Recuerdo que unas vacaciones programamos un taller de literatura y, para mi sorpresa, asistieron un montón de niños ávidos de contar sus propias historias. Son los mismos que prestan libros y los llevan al rancho. Los que le leen a sus padres porque saben que ellos jamás tuvieron quién les creara el hábito. Los que van descubriendo que ocultas entre todas esas páginas, hay cosas importantes que nadie les había dicho antes ni les dirá después. Son los que empiezan a intuir que el mundo es más grande de lo que pensaban y que es posible devorárselo sin pararse de la hamaca.
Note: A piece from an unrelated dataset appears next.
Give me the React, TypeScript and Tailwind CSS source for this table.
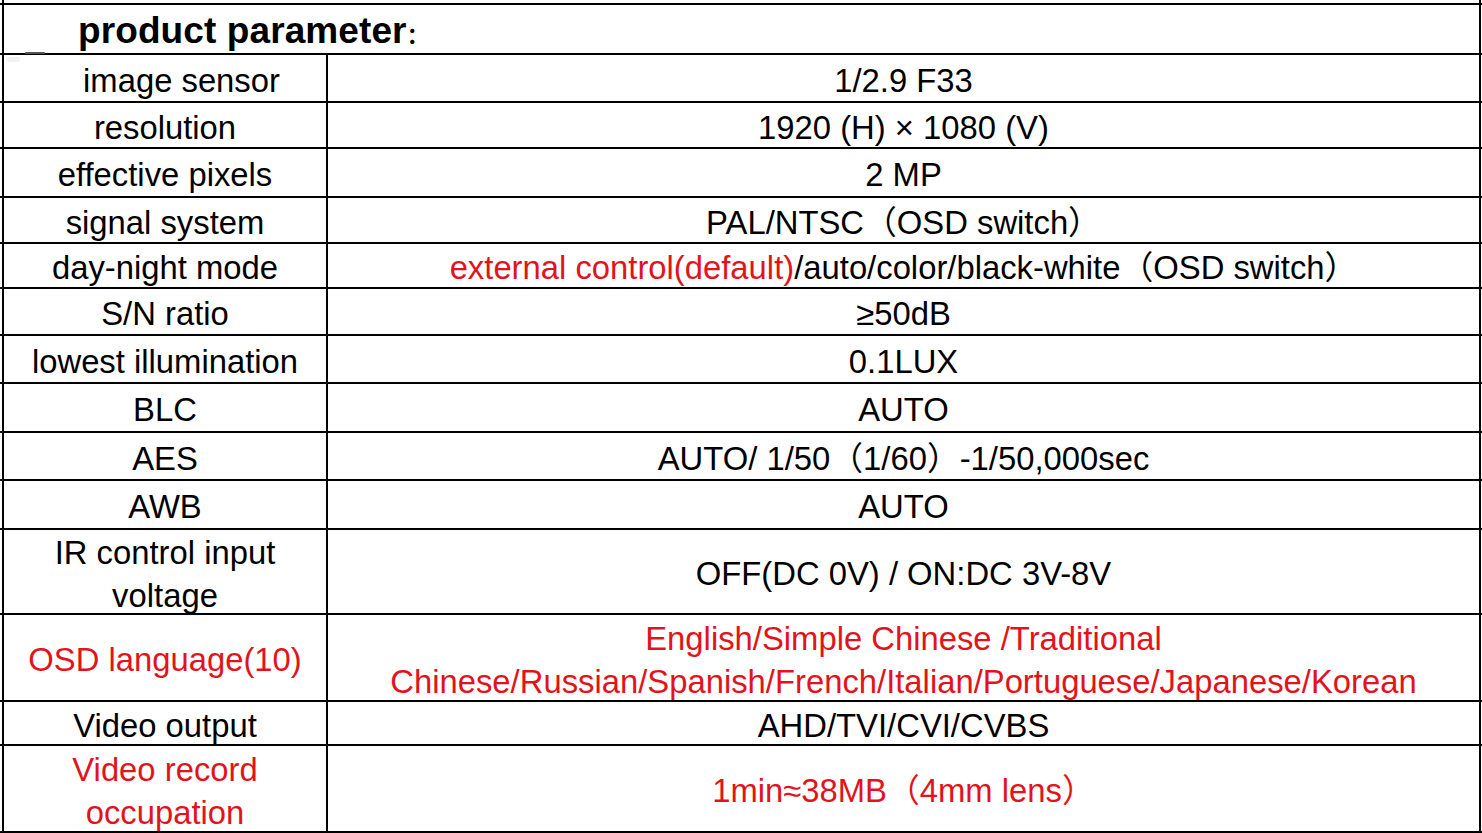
import React from "react";

const RED = "text-[#e3131b]";

type Row = {
  h: string;
  left: React.ReactNode;
  right: React.ReactNode;
  leftRed?: boolean;
  rightRed?: boolean;
  leftClass?: string;
};

const rows: Row[] = [
  { h: "h-[48px]", left: "image sensor", right: "1/2.9 F33", leftClass: "pl-[33px]" },
  { h: "h-[46px]", left: "resolution", right: "1920 (H) × 1080 (V)" },
  { h: "h-[49px]", left: "effective pixels", right: "2 MP" },
  { h: "h-[46px]", left: "signal system", right: "PAL/NTSC（OSD switch）" },
  {
    h: "h-[45px]",
    left: "day-night mode",
    right: (
      <>
        <span className={RED}>external control(default)</span>/auto/color/black-white（OSD switch）
      </>
    ),
  },
  { h: "h-[47px]", left: "S/N ratio", right: "≥50dB" },
  { h: "h-[48px]", left: "lowest illumination", right: "0.1LUX" },
  { h: "h-[49px]", left: "BLC", right: "AUTO" },
  { h: "h-[48px]", left: "AES", right: "AUTO/ 1/50（1/60）-1/50,000sec" },
  { h: "h-[49px]", left: "AWB", right: "AUTO" },
  {
    h: "h-[85px]",
    left: (
      <>
        IR control input
        <br />
        voltage
      </>
    ),
    right: "OFF(DC 0V) / ON:DC 3V-8V",
  },
  {
    h: "h-[87px]",
    left: "OSD language(10)",
    leftRed: true,
    rightRed: true,
    right: (
      <>
        English/Simple Chinese /Traditional
        <br />
        Chinese/Russian/Spanish/French/Italian/Portuguese/Japanese/Korean
      </>
    ),
  },
  { h: "h-[44px]", left: "Video output", right: "AHD/TVI/CVI/CVBS" },
  {
    h: "h-[87px]",
    left: (
      <>
        Video record
        <br />
        occupation
      </>
    ),
    leftRed: true,
    rightRed: true,
    right: "1min≈38MB（4mm lens）",
  },
];

export default function App() {
  return (
    <div
      className="relative w-[1482px] h-[833px] overflow-hidden bg-white text-black"
      style={{ fontFamily: '"Liberation Sans", Arial, "Noto Sans CJK SC", sans-serif' }}
    >
      <div className="flex flex-col">
        {/* top spacer with vertical borders extending above */}
        <div className="h-[3px] w-full">
          <div className="ml-[2px] w-[1479px] h-full border-l-2 border-r-2 border-black" />
        </div>
        <div className="h-[2px] w-full bg-black" />
        {/* header */}
        <div className="h-[50px] w-full border-b-2 border-black">
          <div className="ml-[2px] w-[1479px] h-full border-l-2 border-r-2 border-black flex items-center pl-[74px] pt-[2px]">
            <span className="text-[37px] font-bold leading-none tracking-[0.1px]">
              product parameter<span className="text-[22px] align-baseline">：</span>
            </span>
          </div>
        </div>
        {rows.map((r, i) => (
          <div key={i} className={`${r.h} w-full border-b-2 border-black`}>
            <div className="ml-[2px] w-[1479px] h-full border-l-2 border-r-2 border-black flex text-[32.8px] leading-[43px]">
              <div
                className={`w-[324px] h-full flex items-center justify-center text-center border-r-2 border-black pt-[4px] ${
                  r.leftRed ? RED : ""
                } ${r.leftClass ?? ""}`}
              >
                <span>{r.left}</span>
              </div>
              <div
                className={`flex-1 h-full flex items-center justify-center text-center pt-[4px] ${
                  r.rightRed ? RED : ""
                }`}
              >
                <span>{r.right}</span>
              </div>
            </div>
          </div>
        ))}
      </div>
      {/* small scan artifact near header line */}
      <div className="absolute left-[25px] top-[52px] w-[20px] h-[2px] bg-[#555] rounded-full" />
      <div className="absolute left-[6px] top-[57px] w-[14px] h-[5px] bg-[#f1f1f1] rounded-full" />
    </div>
  );
}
Algún día concluirán que si aprenden a leer aprenden a pensar y si aprenden a pensar podrán romper la inercia del destino heredado y vislumbrar otras opciones de vida. No necesariamente mejores ni peores, pero otras. Otras elegidas por ellos. Por eso, este mundo necesita más libros y más bibliotecas y más personas como Luz Mary que no se cansa de sembrar semillas aunque sepa que la lluvia es escasa.